Pearson is expected to return to the Capitol in Nashville on Thursday, when the House holds its next floor session, and plans to be sworn in there.
Republicans expelled Pearson and Rep. Justin Jones last week over their role in a gun control protest on the House floor after a Nashville school shooting that left three children and three adults dead.
The Nashville Metropolitan Council took only a few minutes Monday to unanimously restore Jones to office. He was quickly reinstated to his House seat.
The appointments are interim and special elections for the seats will take place in the coming months. Jones and Pearson have said they plan to run in the special elections.
Marcus DeWayne Belton said he attended the rally outside the Shelby County government building after the vote because he supports Pearson’s call for gun law reform.
“It’s not even a Black thing anymore,” he said of gun violence. “This is Black and white. Any time you go inside a school and you’re killing kids, Black and white, it’s serious. Things are getting worse.”
The House’s vote to remove Pearson and Jones but keep white Rep. Gloria Johnson drew accusations of racism. Johnson survived by one vote. Republican leadership denied that race was a factor, however.

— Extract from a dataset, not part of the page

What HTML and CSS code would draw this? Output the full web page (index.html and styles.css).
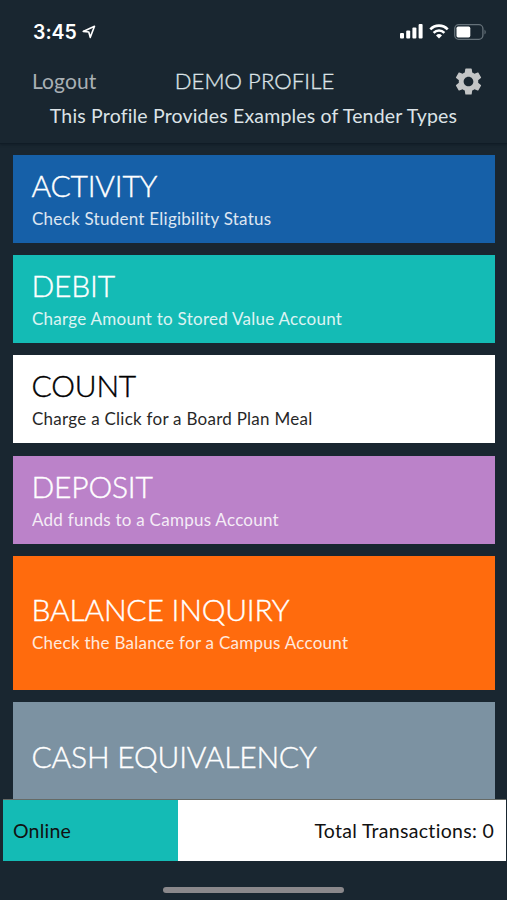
FILE: index.html
```
<!DOCTYPE html>
<html lang="en">
<head>
    <meta charset="utf-8">
    <title>Demo Profile</title>
    <link rel="stylesheet" href="styles.css">
</head>
<body>
    <div class="screen">

        <header class="header">
            <div class="status">
                <span class="time">3:45</span>
                <svg class="location" viewBox="0 0 14 14" width="14" height="14"><path d="M1.2 6.4 L12.5 1.3 L8.2 12.4 L6.8 7 Z" fill="none" stroke="#fff" stroke-width="1.6" stroke-linejoin="round"/></svg>
                <div class="status-icons">
                    <svg viewBox="0 0 23 15" width="23" height="15" fill="#fff">
                        <rect x="0" y="9" width="4" height="5.5" rx="1"/>
                        <rect x="6.2" y="6.5" width="4" height="8" rx="1"/>
                        <rect x="12.4" y="3.5" width="4" height="11" rx="1"/>
                        <rect x="18.6" y="0" width="4" height="14.5" rx="1"/>
                    </svg>
                    <svg viewBox="0 0 20 15" width="20" height="15">
                        <path d="M1.3 5.4 C6 .4 14 .4 18.7 5.4" fill="none" stroke="#fff" stroke-width="2.6"/>
                        <path d="M4.6 8.8 C7.6 5.7 12.4 5.7 15.4 8.8" fill="none" stroke="#fff" stroke-width="2.5"/>
                        <path d="M7 11.4 Q10 8.8 13 11.4 L10 14.5 Z" fill="#fff"/>
                    </svg>
                    <svg class="battery" viewBox="0 0 33 16" width="33" height="16">
                        <rect x=".7" y=".7" width="28.2" height="14.6" rx="4" fill="none" stroke="#66727a" stroke-width="1.3"/>
                        <rect x="2.5" y="2.6" width="13.8" height="10.8" rx="1.6" fill="#fff"/>
                        <path d="M30.5 5.4 Q33 8 30.5 10.6 Z" fill="#66727a"/>
                    </svg>
                </div>
            </div>

            <div class="nav">
                <span class="logout">Logout</span>
                <h1 class="title">DEMO PROFILE</h1>
                <svg class="gear" viewBox="2 2 20 20" width="27" height="27"><path fill="#c3c5c6" d="M19.14 12.94c.04-.3.06-.61.06-.94 0-.32-.02-.64-.07-.94l2.03-1.58c.18-.14.23-.41.12-.61l-1.92-3.32c-.12-.22-.37-.29-.59-.22l-2.39.96c-.5-.38-1.03-.7-1.62-.94l-.36-2.54c-.04-.24-.24-.41-.48-.41h-3.84c-.24 0-.43.17-.47.41l-.36 2.54c-.59.24-1.13.57-1.62.94l-2.39-.96c-.22-.08-.47 0-.59.22L2.74 8.87c-.12.21-.08.47.12.61l2.03 1.58c-.05.3-.09.63-.09.94s.02.64.07.94l-2.03 1.58c-.18.14-.23.41-.12.61l1.92 3.32c.12.22.37.29.59.22l2.39-.96c.5.38 1.03.7 1.62.94l.36 2.54c.05.24.24.41.48.41h3.84c.24 0 .44-.17.47-.41l.36-2.54c.59-.24 1.13-.56 1.62-.94l2.39.96c.22.08.47 0 .59-.22l1.92-3.32c.12-.22.07-.47-.12-.61l-2.01-1.58zM12 15.6c-1.98 0-3.6-1.62-3.6-3.6s1.62-3.6 3.6-3.6 3.6 1.62 3.6 3.6-1.62 3.6-3.6 3.6z"/></svg>
            </div>
            <p class="subtitle">This Profile Provides Examples of Tender Types</p>
        </header>

        <main class="list">
            <div class="card activity">
                <h2 class="name">ACTIVITY</h2>
                <p class="desc">Check Student Eligibility Status</p>
            </div>
            <div class="card debit">
                <h2 class="name">DEBIT</h2>
                <p class="desc">Charge Amount to Stored Value Account</p>
            </div>
            <div class="card count">
                <h2 class="name">COUNT</h2>
                <p class="desc">Charge a Click for a Board Plan Meal</p>
            </div>
            <div class="card deposit">
                <h2 class="name">DEPOSIT</h2>
                <p class="desc">Add funds to a Campus Account</p>
            </div>
            <div class="card tall balance">
                <h2 class="name">BALANCE INQUIRY</h2>
                <p class="desc">Check the Balance for a Campus Account</p>
            </div>
            <div class="card tall cash">
                <h2 class="name">CASH EQUIVALENCY</h2>
            </div>
        </main>

        <footer class="footer">
            <div class="online">Online</div>
            <div class="total">Total Transactions: 0</div>
        </footer>
        <div class="home"><div class="home-bar"></div></div>

    </div>
</body>
</html>
```
FILE: styles.css
```
* {
    box-sizing: border-box;
}

body {
    margin: 0;
    background-color: #192630;
    font-family: Lato, "Liberation Sans", sans-serif;
    font-variant-ligatures: none;
    overflow: hidden;
}

h1, h2, p {
    margin: 0;
    font-weight: 400;
    white-space: nowrap;
}

svg {
    display: block;
    flex-shrink: 0;
}

.screen {
    width: 507px;
    height: 900px;
    display: flex;
    flex-direction: column;
}

/* header */
.header {
    height: 144px;
    flex-shrink: 0;
    border-bottom: 1px solid #101c26;
    box-shadow: 0 1px 2px #121e28;
}

.status {
    display: flex;
    align-items: center;
    height: 63px;
    padding: 0 20px 0 33px;
}

.time {
    width: 44px;
    color: #fff;
    font-family: Inter, sans-serif;
    font-size: 19.5px;
    font-weight: 600;
}

.location {
    margin-left: 5px;
}

.status-icons {
    display: flex;
    align-items: center;
    gap: 5.5px;
    margin-left: auto;
}

.nav {
    display: grid;
    grid-template-columns: 110px 1fr 110px;
    align-items: center;
    height: 37px;
    padding: 0 25px 0 32px;
}

.logout {
    color: #a9b0b4;
    font-size: 21px;
    letter-spacing: .1px;
    padding-bottom: 2px;
}

.title {
    color: #dce3e7;
    font-size: 22px;
    font-weight: 300;
    text-align: center;
    letter-spacing: .1px;
    padding: 0 5px 2px 0;
    -webkit-text-stroke: .35px #dce3e7;
}

.gear {
    justify-self: end;
}

.subtitle {
    color: #dce3e7;
    font-size: 19.5px;
    line-height: 32px;
    text-align: center;
    letter-spacing: .18px;
}

/* tender cards */
.list {
    display: flex;
    flex-direction: column;
    gap: 12.2px;
    height: 655px;
    padding: 11px 12px 0 13px;
    overflow: hidden;
}

.card {
    display: flex;
    flex-direction: column;
    justify-content: center;
    flex-shrink: 0;
    height: 88px;
    padding: 4px 0 0 19px;
    color: #fff;
}

.tall {
    height: 134px;
}

.name {
    font-size: 30px;
    font-weight: 300;
    line-height: 36px;
    margin: -4px 0 4px -.5px;
    letter-spacing: -.2px;
    -webkit-text-stroke: .4px currentColor;
}

.desc {
    font-size: 17px;
    line-height: 24px;
    letter-spacing: .26px;
    opacity: .85;
}

.activity {
    background-color: #1660a8;
}

.debit {
    background-color: #14bbb5;
}

.count {
    background-color: #fff;
    color: #000;
}

.deposit {
    background-color: #bb82c9;
}

.balance {
    background-color: #ff6b0d;
}

.cash {
    background-color: #7c92a2;
    padding-bottom: 22px;
}

/* bottom bar */
.footer {
    display: flex;
    height: 62px;
    margin: 0 1px 0 3px;
    flex-shrink: 0;
    border-top: 1px solid #666a66;
    background-color: #fff;
    color: #111;
    font-size: 19.5px;
    line-height: 61px;
}

.online {
    width: 175px;
    padding-left: 10px;
    background-color: #14bbb5;
    letter-spacing: .2px;
}

.total {
    flex: 1;
    padding-right: 12px;
    text-align: right;
    letter-spacing: .3px;
}

.home {
    display: flex;
    justify-content: center;
    padding-top: 26px;
}

.home-bar {
    width: 181px;
    height: 6px;
    border-radius: 3px;
    background-color: #8a888b;
}
```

The expulsions last Thursday made Tennessee a new front in the battle for the future of American democracy. In the span of a few days, the two had raised thousands of campaign dollars, and the Tennessee Democratic Party had received a new jolt of support from across the U.S.
Political tensions rose when Pearson, Johnson and Jones on the House floor joined with hundreds of demonstrators who packed the Capitol last month to call for passage of gun control measures.
As protesters filled galleries, the lawmakers approached the front of the House chamber with a bullhorn and participated in a chant. The scene unfolded days after the shooting at the Covenant School, a private Christian school. Their participation from the front of the chamber broke House rules because the three did not have permission from the House speaker.
Pearson grew up in the same House district he was chosen to represent after longtime state Rep. Barbara Cooper, a Black Democrat, died in office. He quickly gained a reputation as a skilled community activist and gifted public speaker.
Before he was elected, Pearson helped lead a successful campaign against an oil pipeline that would have run near wells that pump water from the Memphis Sand Aquifer, which provides drinking water to 1 million people.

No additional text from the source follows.